> **Goal**
The lines from the top of the material below through the line containing "string; label: string" are to be printed exactly, with pictures omitted.
___ Data block ___
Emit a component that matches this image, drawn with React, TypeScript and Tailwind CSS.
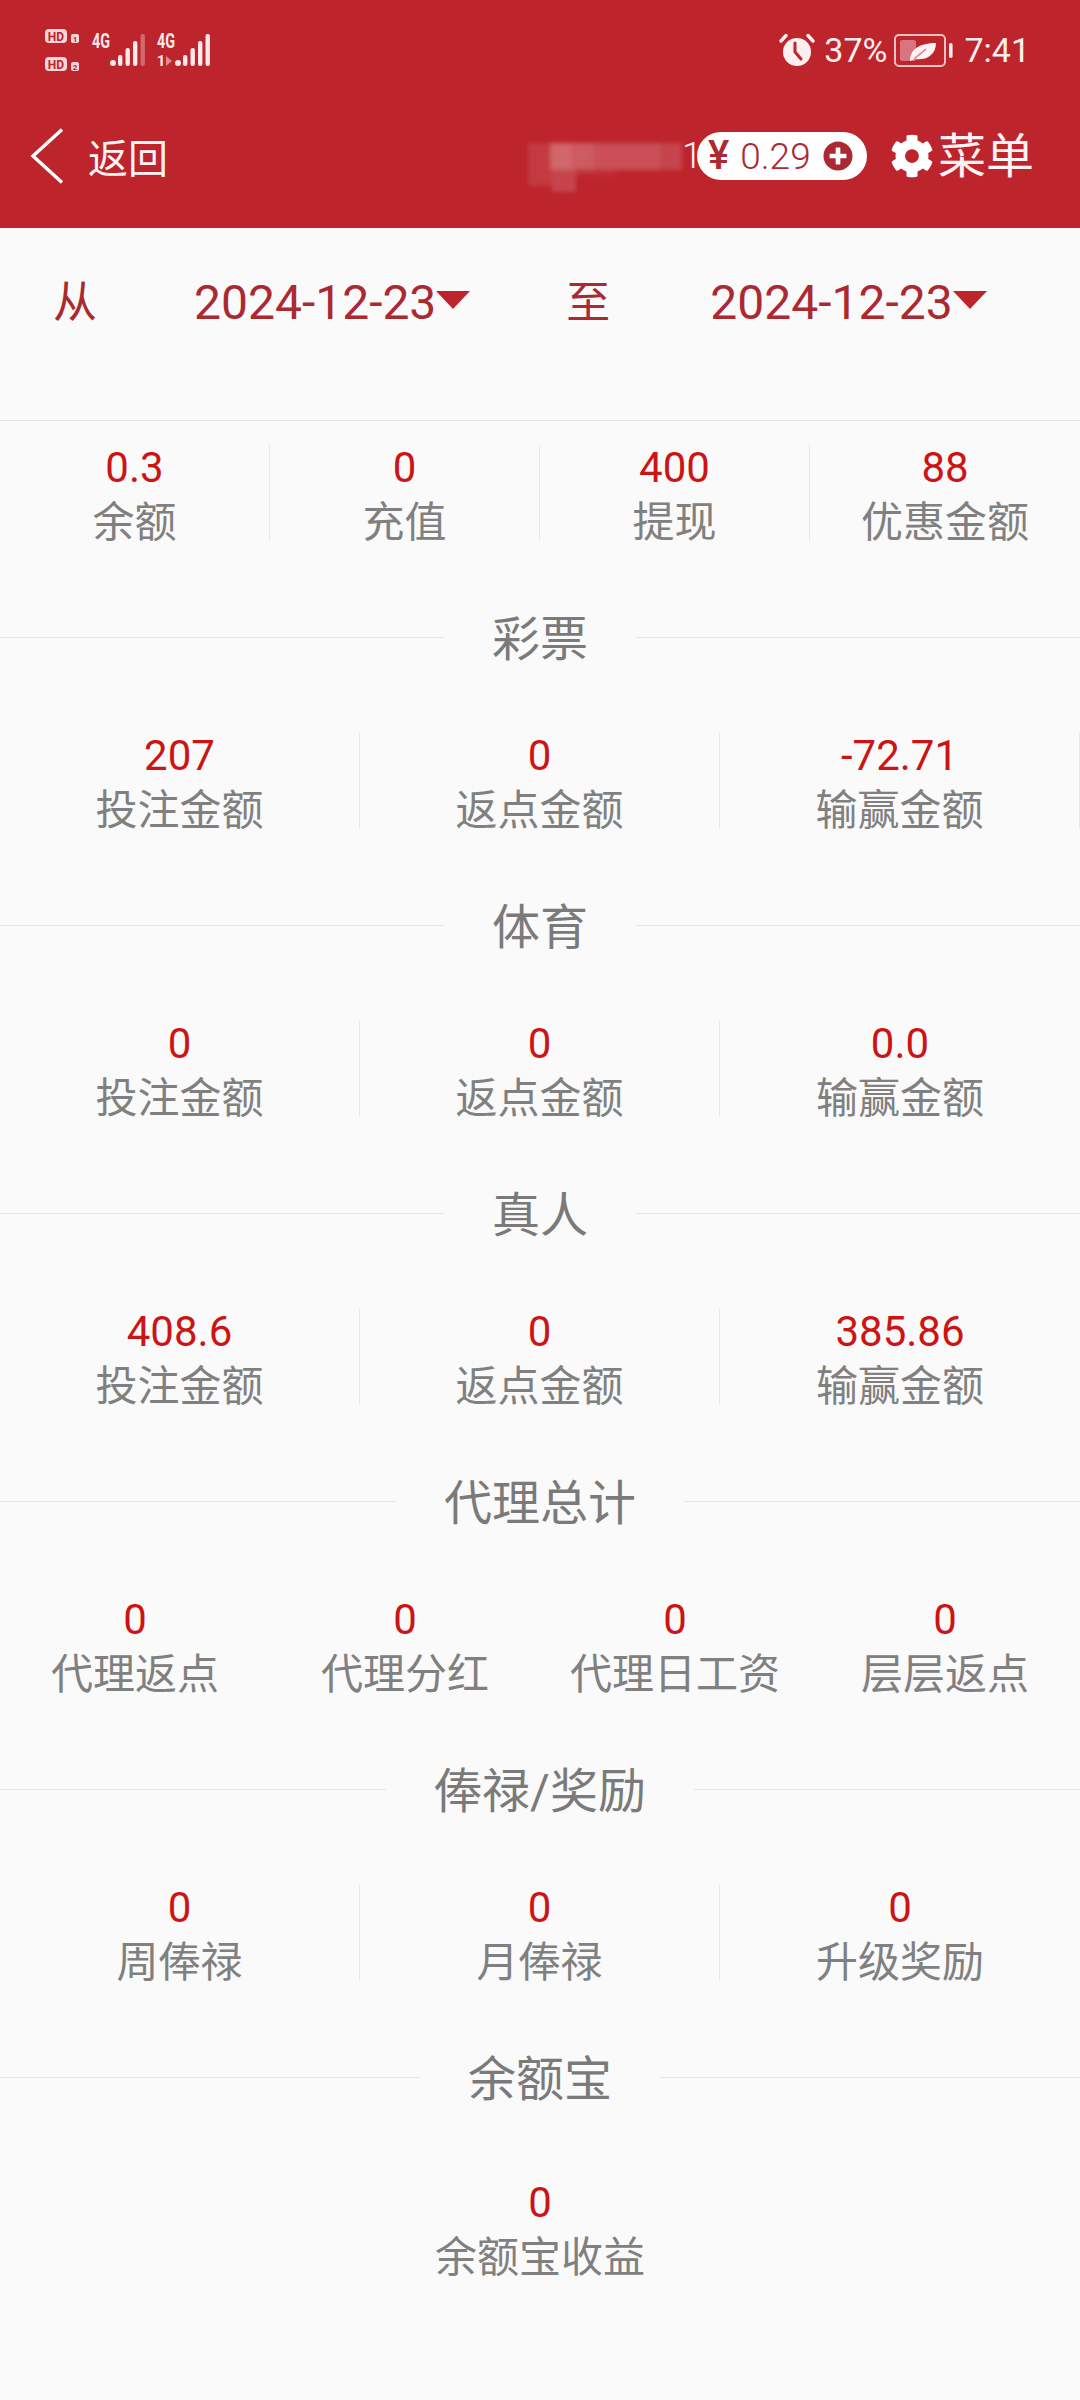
import { FaCog, FaPlusCircle } from "react-icons/fa";

const FONT = "font-['Roboto','Noto_Sans_CJK_SC',sans-serif]";

type Stat = { value: string; label: string };

function StatRow({ items, cols, divided, lastEdge }: { items: Stat[]; cols: string; divided?: boolean; lastEdge?: boolean }) {
  return (
    <div className={`grid ${cols}`}>
      {items.map((s, i) => (
        <div
          key={s.label + i}
          className={`h-[96px] pt-[2px] flex flex-col items-center ${
            divided && (i < items.length - 1 || lastEdge) ? "border-r border-[#e8e8e8]" : ""
          }`}
        >
          <div className="text-[42px] leading-[42px] text-[#cc1414]">{s.value}</div>
          <div className="mt-[9px] text-[42px] leading-[50px] text-[#808080] whitespace-nowrap">{s.label}</div>
        </div>
      ))}
    </div>
  );
}

function SectionTitle({ title }: { title: string }) {
  return (
    <div className="h-[192px] flex items-center">
      <div className="flex-1 h-px bg-[#e6e6e6]" />
      <div className="px-[48px] pt-[6px] text-[48px] leading-[60px] text-[#7a7a7a]">{title}</div>
      <div className="flex-1 h-px bg-[#e6e6e6]" />
    </div>
  );
}

function SignalBars({ last }: { last: number }) {
  return (
    <g fill="#fde8ea">
      <circle cx="3" cy="29" r="3" />
      <rect x="8" y="21" width="4.4" height="11" rx="2" />
      <rect x="15.5" y="14" width="4.4" height="18" rx="2" />
      <rect x="23" y="7" width="4.4" height="25" rx="2" />
      <rect x="30.5" y="0" width="4.4" height="32" rx="2" opacity={last} />
    </g>
  );
}

function StatusLeft() {
  return (
    <svg width="170" height="44" viewBox="0 0 170 44" className="shrink-0">
      <g fontFamily="Roboto, sans-serif" fontWeight="700" textAnchor="middle">
        <rect x="0" y="1" width="22" height="14" rx="4" fill="#f7d5d8" />
        <text x="11" y="12.5" fontSize="12" fill="#bd242c">HD</text>
        <rect x="26" y="6" width="8" height="9" rx="2" fill="#f7d5d8" />
        <text x="30" y="13.5" fontSize="8" fill="#bd242c">1</text>
        <rect x="0" y="29" width="22" height="14" rx="4" fill="#f7d5d8" />
        <text x="11" y="40.5" fontSize="12" fill="#bd242c">HD</text>
        <rect x="26" y="34" width="8" height="9" rx="2" fill="#f7d5d8" />
        <text x="30" y="41.5" fontSize="8" fill="#bd242c">2</text>
        <text x="56" y="20" fontSize="20" fill="#fde8ea" textLength="18" lengthAdjust="spacingAndGlyphs">4G</text>
        <text x="121" y="20" fontSize="20" fill="#fde8ea" textLength="18" lengthAdjust="spacingAndGlyphs">4G</text>
        <text x="116" y="38" fontSize="15" fill="#fde8ea">1</text>
      </g>
      <path d="M121 28 L127 33 L121 38 Z" fill="#e08a90" />
      <g transform="translate(65 6)">
        <SignalBars last={0.35} />
      </g>
      <g transform="translate(130 6)">
        <SignalBars last={1} />
      </g>
    </svg>
  );
}

function AlarmIcon() {
  return (
    <svg width="36" height="34" viewBox="0 0 36 34" className="shrink-0">
      <circle cx="18" cy="19" r="14" fill="#fdeff0" />
      <path d="M16 10 V19 L22 26" fill="none" stroke="#bd242c" strokeWidth="3" strokeLinecap="round" />
      <path d="M2 8 L7 2.5 M34 8 L29 2.5" stroke="#fdeff0" strokeWidth="3.4" strokeLinecap="round" />
    </svg>
  );
}

function BatteryIcon() {
  return (
    <svg width="59" height="33" viewBox="0 0 59 33" className="shrink-0">
      <rect x="1" y="1" width="50" height="31" rx="4" fill="none" stroke="#f3bfc3" strokeWidth="2" />
      <rect x="6" y="6" width="16" height="21" rx="2" fill="#d9757c" />
      <rect x="55" y="9" width="3.6" height="15" rx="1.8" fill="#fdeff0" />
      <path d="M16 27 C16 15 26 9 42 9 C42 20 33 27 21 25 L16 27 Z" fill="#fdf3f4" />
      <path d="M20 25 L32 15" stroke="#d9757c" strokeWidth="1.4" />
    </svg>
  );
}

function BlurredName() {
  const top = ["bg-white/10", "bg-white/30", "bg-white/25", "bg-white/20", "bg-white/20", "bg-white/20", "bg-white/15"];
  return (
    <div className="flex flex-col blur-[2px] mt-[22px]">
      <div className="flex">
        {top.map((c, i) => (
          <div key={i} className={`w-[22px] h-[27px] ${c}`} />
        ))}
      </div>
      <div className="flex h-[22px]">
        <div className="w-[24px] h-[16px] bg-white/10" />
        <div className="w-[24px] h-[22px] bg-white/15" />
        <div className="w-[40px] h-[6px] bg-white/5" />
      </div>
    </div>
  );
}

function DateField({ label, labelClass }: { label: string; labelClass: string }) {
  return (
    <>
      <span className={`${labelClass} text-[44px] leading-[54px]`}>{label}</span>
      <span className="text-[48px] leading-[54px] whitespace-nowrap">2024-12-23</span>
      <svg width="34" height="18" viewBox="0 0 34 18" className="mt-[15px] shrink-0">
        <path d="M0 0 H34 L17 18 Z" fill="#bd242c" />
      </svg>
    </>
  );
}

export default function App() {
  return (
    <div className={`${FONT} min-h-[2400px] bg-[#fafafa]`}>
      <header className="h-[228px] bg-[#bd242c] text-white">
        <div className="h-[100px] flex items-center justify-between pl-[45px] pr-[50px]">
          <StatusLeft />
          <div className="flex items-center text-[#fdeff0] text-[34px] leading-none">
            <AlarmIcon />
            <span className="ml-[9px]">37%</span>
            <span className="ml-[7px]"><BatteryIcon /></span>
            <span className="ml-[11px]">7:41</span>
          </div>
        </div>
        <div className="h-[112px] flex items-center pl-[30px] pr-[46px]">
          <svg width="34" height="56" viewBox="0 0 34 56" fill="none" className="shrink-0">
            <path d="M32 1.5 L3 28 L32 54.5" stroke="#ffffff" strokeWidth="3.4" />
          </svg>
          <span className="ml-[24px] pt-[8px] text-[40px] leading-none text-[#fdf3f4]">返回</span>
          <div className="ml-auto flex items-center">
            <BlurredName />
            <span className="w-[15px] text-right text-[36px] font-light leading-none text-[#fdf3f4]">1</span>
            <div className="h-[48px] w-[170px] rounded-full bg-white flex items-center pl-[11px] text-[#ab2a32]">
              <span className="text-[40px] leading-none font-medium">¥</span>
              <span className="ml-[11px] text-[37px] leading-none font-light">0.29</span>
              <FaPlusCircle size={30} color="#ab2a32" className="ml-[12px] shrink-0" />
            </div>
            <FaCog size={44} color="#ffffff" className="ml-[23px] shrink-0" />
            <span className="ml-[4px] pt-[2px] text-[48px] leading-none text-[#fdf3f4]">菜单</span>
          </div>
        </div>
      </header>

      <div className="h-[193px] pt-[48px] border-b border-[#e3e3e3] box-border flex items-start pl-[53px] text-[#ab2a32]">
        <DateField label="从" labelClass="w-[141px]" />
        <DateField label="至" labelClass="ml-[96px] w-[144px]" />
      </div>

      <div className="pt-[24px]">
        <StatRow
          cols="grid-cols-4"
          divided
          items={[
            { value: "0.3", label: "余额" },
            { value: "0", label: "充值" },
            { value: "400", label: "提现" },
            { value: "88", label: "优惠金额" },
          ]}
        />
      </div>

      <SectionTitle title="彩票" />
      <StatRow
        cols="grid-cols-3"
        divided
        lastEdge
        items={[
          { value: "207", label: "投注金额" },
          { value: "0", label: "返点金额" },
          { value: "-72.71", label: "输赢金额" },
        ]}
      />

      <SectionTitle title="体育" />
      <StatRow
        cols="grid-cols-3"
        divided
        items={[
          { value: "0", label: "投注金额" },
          { value: "0", label: "返点金额" },
          { value: "0.0", label: "输赢金额" },
        ]}
      />

      <SectionTitle title="真人" />
      <StatRow
        cols="grid-cols-3"
        divided
        items={[
          { value: "408.6", label: "投注金额" },
          { value: "0", label: "返点金额" },
          { value: "385.86", label: "输赢金额" },
        ]}
      />

      <SectionTitle title="代理总计" />
      <StatRow
        cols="grid-cols-4"
        items={[
          { value: "0", label: "代理返点" },
          { value: "0", label: "代理分红" },
          { value: "0", label: "代理日工资" },
          { value: "0", label: "层层返点" },
        ]}
      />

      <SectionTitle title="俸禄/奖励" />
      <StatRow
        cols="grid-cols-3"
        divided
        items={[
          { value: "0", label: "周俸禄" },
          { value: "0", label: "月俸禄" },
          { value: "0", label: "升级奖励" },
        ]}
      />

      <SectionTitle title="余额宝" />
      <div className="pt-[7px]">
        <StatRow cols="grid-cols-1" items={[{ value: "0", label: "余额宝收益" }]} />
      </div>
    </div>
  );
}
___
> **Full output**
Emit a component that matches this image, drawn with React, TypeScript and Tailwind CSS.
import { FaCog, FaPlusCircle } from "react-icons/fa";

const FONT = "font-['Roboto','Noto_Sans_CJK_SC',sans-serif]";

type Stat = { value: string; label: string };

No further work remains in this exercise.